There are few truly bipartisan issues in Louisiana, but the need for criminal justice reform is one of them. By any metric of any study, America is the most lock-'em-up nation in the world, and Louisiana is the most lock-'em-up state. We imprison the highest number citizens per capita in the U.S. Louisiana has barely 4 million people, yet we spend nearly $700 million a year to house prisoners. That makes no sense.
Last week, coalitions of conservatives and progressive groups held separate criminal justice reform meetings to find ways to reduce Louisiana's sky-high incarceration rate. The first, a Baton Rouge event, featured Tony Perkins of the Family Research Council and Mark Holden of Koch Industries along with Smart on Crime Louisiana (a coalition of business leaders and conservative groups) and the nonpartisan United Way of Southeast Louisiana. The group announced its support for recommendations made by the Louisiana Justice Reinvestment Task Force (LJRTF), which says reducing incarceration rates could save $300 million over 10 years — and improve public safety.
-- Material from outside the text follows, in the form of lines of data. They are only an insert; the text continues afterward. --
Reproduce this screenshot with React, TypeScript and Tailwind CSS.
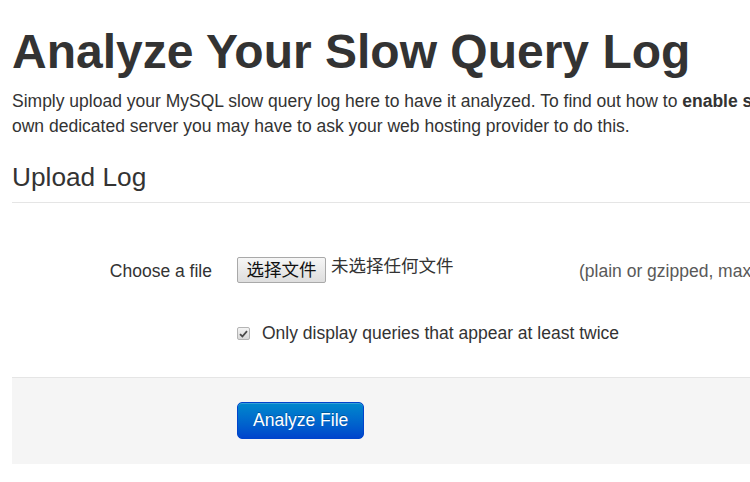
import React from 'react';

const sans = "font-['Liberation_Sans','Noto_Sans_CJK_SC',Arial,sans-serif]";

function FakeFileInput() {
  return (
    <div className="flex items-start w-[337px] pt-[4.5px]">
      <button
        type="button"
        className="h-[26px] w-[89px] border border-[#a9a9a9] rounded-[2px] bg-gradient-to-b from-[#f6f6f6] to-[#dedede] text-[17.5px] leading-[24px] text-[#111] px-0"
      >
        选择文件
      </button>
      <span className="ml-[5px] text-[17.5px] leading-[18px] text-[#333]">未选择任何文件</span>
    </div>
  );
}

function FakeCheckbox() {
  return (
    <span className="absolute left-0 top-[6px] w-[13px] h-[13px] rounded-[2px] border border-[#b4b4b4] bg-gradient-to-b from-[#f4f4f4] to-[#d8d8d8] flex items-center justify-center">
      <svg width="9" height="8" viewBox="0 0 9 8">
        <path d="M1 4.2 L3.4 6.5 L8 1.2" fill="none" stroke="#4a4a4a" strokeWidth="1.8" />
      </svg>
    </span>
  );
}

export default function App() {
  return (
    <div className={`w-[750px] h-[482px] overflow-hidden bg-white text-[#333] ${sans}`}>
      <div className="w-[1175px] pl-[12px] pt-[14px]">
        <h1 className="text-[48px] leading-[50px] font-bold my-[12.5px]">
          Analyze Your Slow Query Log
        </h1>
        <p className="text-[17.5px] leading-[25px] mb-[12.5px] whitespace-nowrap">
          Simply upload your MySQL slow query log here to have it analyzed. To find out how to{' '}
          <b>enable slow query logging</b>, see our guide. If you don't have your
          <br />
          own dedicated server you may have to ask your web hosting provider to do this.
        </p>

        <form onSubmit={(e) => e.preventDefault()}>
          <div className="text-[26.25px] leading-[50px] border-b border-[#e5e5e5]">Upload Log</div>

          <div className="pt-[50px]">
            <div className="flex min-h-[43.5px] mb-[25px] text-[17.5px] leading-[25px]">
              <div className="w-[200px] text-right pt-[6.25px]">Choose a file</div>
              <div className="ml-[25px] flex items-start">
                <FakeFileInput />
                <span className="pt-[6.25px] pl-[5px] text-[#595959]">(plain or gzipped, max. 50 MB)</span>
              </div>
            </div>

            <div className="flex text-[17.5px] leading-[25px]">
              <div className="ml-[225px] relative pl-[25px] pt-[6.25px]">
                <FakeCheckbox />
                <span className="relative -top-[6px]">Only display queries that appear at least twice</span>
              </div>
            </div>
          </div>

          <div className="bg-[#f5f5f5] border-t border-[#e5e5e5] mt-[25px] pt-[23.75px] pb-[25px] pl-[225px]">
            <button
              type="submit"
              className="h-[37px] px-[15px] text-[17.5px] leading-[25px] text-white rounded-[5px] border border-[#0044cc] bg-gradient-to-b from-[#0088cc] to-[#0044cc] [text-shadow:0_-1px_0_rgba(0,0,0,0.25)] shadow-[inset_0_1px_0_rgba(255,255,255,0.2)]"
            >
              Analyze File
            </button>
          </div>
        </form>
      </div>
    </div>
  );
}
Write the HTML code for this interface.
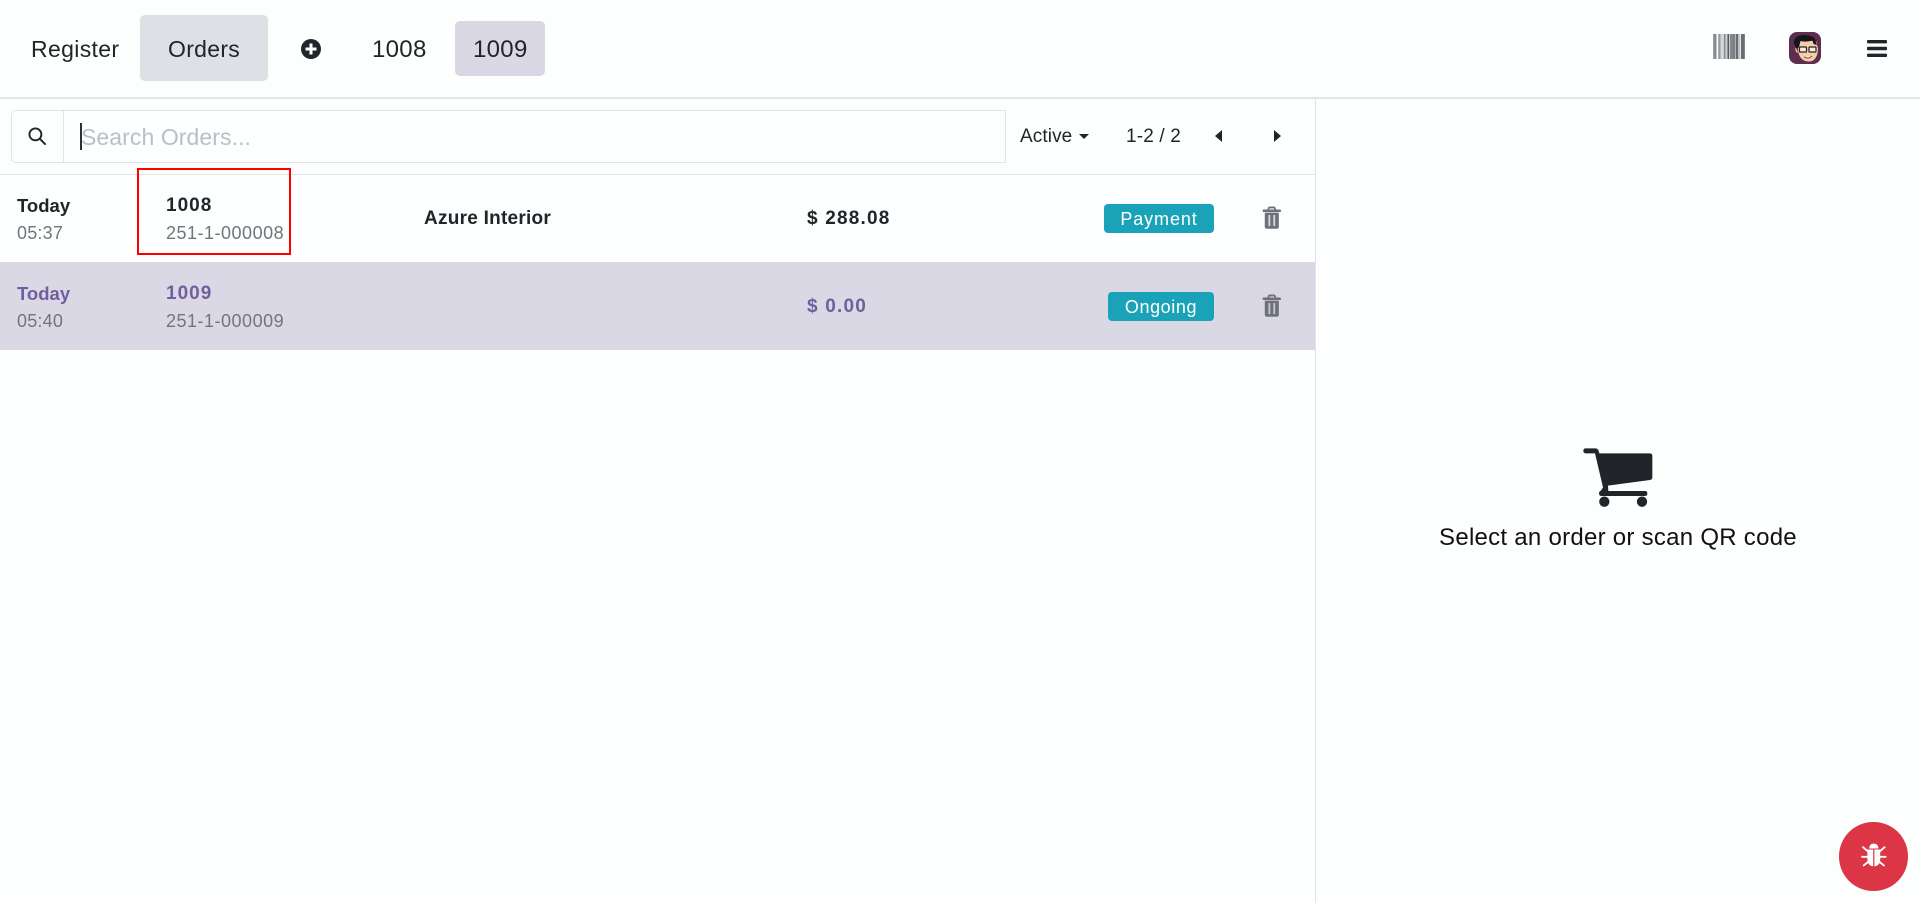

Two days later, a second group rallied at the state Capitol in support of criminal justice reform. That group, Louisianans for Prison Alternatives (LPA), included Norris Henderson, executive director of Voice of the Ex-Offender (VOTE), a New Orleans group that long has advocated sensible sentencing reform. Like the conservative groups at the earlier meeting, LPA supports alternatives to prison for nonviolent crimes and "fair and consistent sentencing." LPA also calls for sensible re-entry programs to break the cycle of recidivism.
Locking up non-violent offenders and taking away any hope they have for rehabilitation is not tough on crime, it's tough on taxpayers.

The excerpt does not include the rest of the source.